Margo, a Hope, Ark. native, began playing golf when she was eight. She participated in junior golf in the 1980s and 1990s, and eventually earned a scholarship to play at the University of Mississippi.

 “I didn’t break any records, but I had a good career,” she said. “I was a four-year letterman, met a lot of wonderful people, and traveled to wonderful places.

“It’s how I got introduced to my career. Through internships, I got my foot in the door to golf administration.”

While in college, Margo met her future husband, Eddie. Today, the couple has one son, Mac, who is five.

Margo graduated in 1998.

After Ole Miss, Margo landed a job at a women’s golf retailer in Arkansas. After that, she became public relations director of MGA. In December 2002, she took over as executive director.

“She did an amazing job,” said First Tee board member and sportswriter Rick Cleveland. “She made some great improvements in MGA, in particular, when it comes to junior golf.”

Junior golf is for children and teens up to 18 years of age.

Cleveland said under Margo’s tutelage, the association expanded the number of tournaments for junior play, giving young golfers additional opportunities to hone their skills, while also exposing them to new golf courses throughout the state.

“That’s why you see so many Mississippi juniors who are getting full rides – college scholarships to schools all over the South.”

Cleveland said Margo was also responsible for helping launch the Mississippi Golf Hall of Fame, which had its first class inducted in January.

He said Margo has brought the same energy to First Tee and is looking forward to the program’s future successes.

 “She brings so much energy to the job. We’ve already kicked off the spring program, which had a lot more participants,” he said. “I think the big step is going to be the summer program, which she is already preparing for now.”

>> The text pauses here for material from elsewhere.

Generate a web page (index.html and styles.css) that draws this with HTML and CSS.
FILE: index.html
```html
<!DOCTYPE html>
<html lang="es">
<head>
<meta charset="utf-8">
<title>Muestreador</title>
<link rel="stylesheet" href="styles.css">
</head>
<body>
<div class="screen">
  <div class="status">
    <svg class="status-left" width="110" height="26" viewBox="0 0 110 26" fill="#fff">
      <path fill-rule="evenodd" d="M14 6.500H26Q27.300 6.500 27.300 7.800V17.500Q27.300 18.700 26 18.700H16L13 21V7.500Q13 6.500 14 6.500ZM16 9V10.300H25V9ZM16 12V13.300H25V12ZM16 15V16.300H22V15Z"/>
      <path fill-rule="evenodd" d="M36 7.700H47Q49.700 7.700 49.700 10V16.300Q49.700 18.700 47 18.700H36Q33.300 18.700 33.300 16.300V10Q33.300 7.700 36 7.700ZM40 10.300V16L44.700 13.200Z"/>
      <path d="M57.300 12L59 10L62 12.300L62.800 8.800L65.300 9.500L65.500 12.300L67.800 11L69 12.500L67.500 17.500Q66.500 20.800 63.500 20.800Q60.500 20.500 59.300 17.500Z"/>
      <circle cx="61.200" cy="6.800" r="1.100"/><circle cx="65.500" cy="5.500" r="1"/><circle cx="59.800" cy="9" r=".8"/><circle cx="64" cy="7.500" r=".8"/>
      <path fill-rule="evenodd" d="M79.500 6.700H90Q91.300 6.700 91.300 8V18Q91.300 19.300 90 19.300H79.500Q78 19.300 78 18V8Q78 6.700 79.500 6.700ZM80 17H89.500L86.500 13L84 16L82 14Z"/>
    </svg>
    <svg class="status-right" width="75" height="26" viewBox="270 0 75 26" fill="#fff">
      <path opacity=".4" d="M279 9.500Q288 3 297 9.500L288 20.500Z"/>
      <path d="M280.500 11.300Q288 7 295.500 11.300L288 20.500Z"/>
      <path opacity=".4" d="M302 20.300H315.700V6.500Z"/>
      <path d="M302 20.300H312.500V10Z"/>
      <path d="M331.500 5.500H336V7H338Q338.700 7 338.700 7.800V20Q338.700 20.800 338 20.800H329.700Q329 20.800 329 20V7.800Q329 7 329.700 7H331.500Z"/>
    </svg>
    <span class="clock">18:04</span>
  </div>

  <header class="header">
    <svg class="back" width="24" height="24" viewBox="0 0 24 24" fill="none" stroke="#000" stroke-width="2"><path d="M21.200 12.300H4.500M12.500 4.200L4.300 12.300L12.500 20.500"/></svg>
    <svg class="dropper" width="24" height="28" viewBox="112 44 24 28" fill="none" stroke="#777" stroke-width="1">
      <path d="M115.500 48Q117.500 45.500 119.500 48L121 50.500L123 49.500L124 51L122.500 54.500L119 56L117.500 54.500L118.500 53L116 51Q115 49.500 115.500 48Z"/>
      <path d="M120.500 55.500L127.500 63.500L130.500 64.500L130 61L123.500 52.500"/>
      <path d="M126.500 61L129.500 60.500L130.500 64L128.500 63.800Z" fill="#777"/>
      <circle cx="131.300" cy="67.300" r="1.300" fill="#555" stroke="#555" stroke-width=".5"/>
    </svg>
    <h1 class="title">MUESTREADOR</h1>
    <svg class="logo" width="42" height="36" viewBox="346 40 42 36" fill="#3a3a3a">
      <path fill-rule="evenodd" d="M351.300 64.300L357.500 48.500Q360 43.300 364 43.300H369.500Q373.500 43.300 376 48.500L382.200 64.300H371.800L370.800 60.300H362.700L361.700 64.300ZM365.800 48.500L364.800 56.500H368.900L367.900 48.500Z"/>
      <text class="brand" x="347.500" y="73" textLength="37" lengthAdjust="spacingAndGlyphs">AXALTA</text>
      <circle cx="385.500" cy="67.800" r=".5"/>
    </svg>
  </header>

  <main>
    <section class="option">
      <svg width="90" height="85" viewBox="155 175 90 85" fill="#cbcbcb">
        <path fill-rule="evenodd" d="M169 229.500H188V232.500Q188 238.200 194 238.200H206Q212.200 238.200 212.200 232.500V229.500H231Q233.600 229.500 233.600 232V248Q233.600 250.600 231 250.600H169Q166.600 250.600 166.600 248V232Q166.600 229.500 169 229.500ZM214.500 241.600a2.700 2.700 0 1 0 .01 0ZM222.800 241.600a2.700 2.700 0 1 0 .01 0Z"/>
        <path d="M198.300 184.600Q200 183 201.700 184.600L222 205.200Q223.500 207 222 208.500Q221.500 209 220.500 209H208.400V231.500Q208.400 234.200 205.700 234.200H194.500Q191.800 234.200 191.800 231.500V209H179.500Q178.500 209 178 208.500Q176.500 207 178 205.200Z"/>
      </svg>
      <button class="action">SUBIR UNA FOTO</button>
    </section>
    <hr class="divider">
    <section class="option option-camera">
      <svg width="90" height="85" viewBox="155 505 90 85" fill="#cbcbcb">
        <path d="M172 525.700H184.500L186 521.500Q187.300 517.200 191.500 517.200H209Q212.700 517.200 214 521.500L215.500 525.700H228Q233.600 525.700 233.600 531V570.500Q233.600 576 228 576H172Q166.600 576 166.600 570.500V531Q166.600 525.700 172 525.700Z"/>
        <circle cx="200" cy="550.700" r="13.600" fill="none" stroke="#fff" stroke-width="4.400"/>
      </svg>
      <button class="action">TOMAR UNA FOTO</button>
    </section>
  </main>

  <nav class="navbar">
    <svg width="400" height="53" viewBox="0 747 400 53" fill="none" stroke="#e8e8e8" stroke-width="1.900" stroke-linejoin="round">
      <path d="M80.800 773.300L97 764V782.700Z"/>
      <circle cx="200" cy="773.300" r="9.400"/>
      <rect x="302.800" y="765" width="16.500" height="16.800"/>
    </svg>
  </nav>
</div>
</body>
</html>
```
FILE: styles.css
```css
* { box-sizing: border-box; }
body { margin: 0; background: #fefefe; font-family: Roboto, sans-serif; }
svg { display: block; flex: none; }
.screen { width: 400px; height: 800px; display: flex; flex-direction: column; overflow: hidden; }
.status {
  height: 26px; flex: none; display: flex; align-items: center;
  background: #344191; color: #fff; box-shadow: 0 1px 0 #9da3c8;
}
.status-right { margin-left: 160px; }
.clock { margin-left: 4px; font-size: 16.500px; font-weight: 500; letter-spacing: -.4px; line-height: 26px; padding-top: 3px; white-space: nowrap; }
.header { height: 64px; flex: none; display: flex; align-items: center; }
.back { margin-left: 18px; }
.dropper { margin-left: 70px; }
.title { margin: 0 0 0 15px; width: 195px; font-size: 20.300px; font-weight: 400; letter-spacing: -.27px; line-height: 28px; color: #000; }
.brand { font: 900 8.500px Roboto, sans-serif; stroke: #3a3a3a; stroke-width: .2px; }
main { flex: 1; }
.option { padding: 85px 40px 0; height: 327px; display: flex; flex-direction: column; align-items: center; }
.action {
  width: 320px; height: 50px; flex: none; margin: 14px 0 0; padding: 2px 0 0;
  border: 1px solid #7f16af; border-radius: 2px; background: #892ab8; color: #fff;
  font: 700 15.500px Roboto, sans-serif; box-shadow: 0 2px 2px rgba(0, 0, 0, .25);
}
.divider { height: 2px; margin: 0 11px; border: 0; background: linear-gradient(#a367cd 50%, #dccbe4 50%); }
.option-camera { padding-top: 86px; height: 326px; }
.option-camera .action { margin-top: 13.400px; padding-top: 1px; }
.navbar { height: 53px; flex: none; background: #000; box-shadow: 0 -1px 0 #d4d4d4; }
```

Margo was attracted to the position, in large part, because she wanted to spend more time with her family.

“There’s a lot of travel involved with the Mississippi Golf Association – being gone on the weekends, being gone four or five days at a time,” she said. “My (son) is five. He’s got activities and I don’t want to miss out.

“This was a great opportunity to stay involved in golf, expose other kids to golf, and spend more time at home with my family.”

First Tee is a nonprofit organization and is funded through private, individual and corporate sponsorships. The group also takes in-kind donations.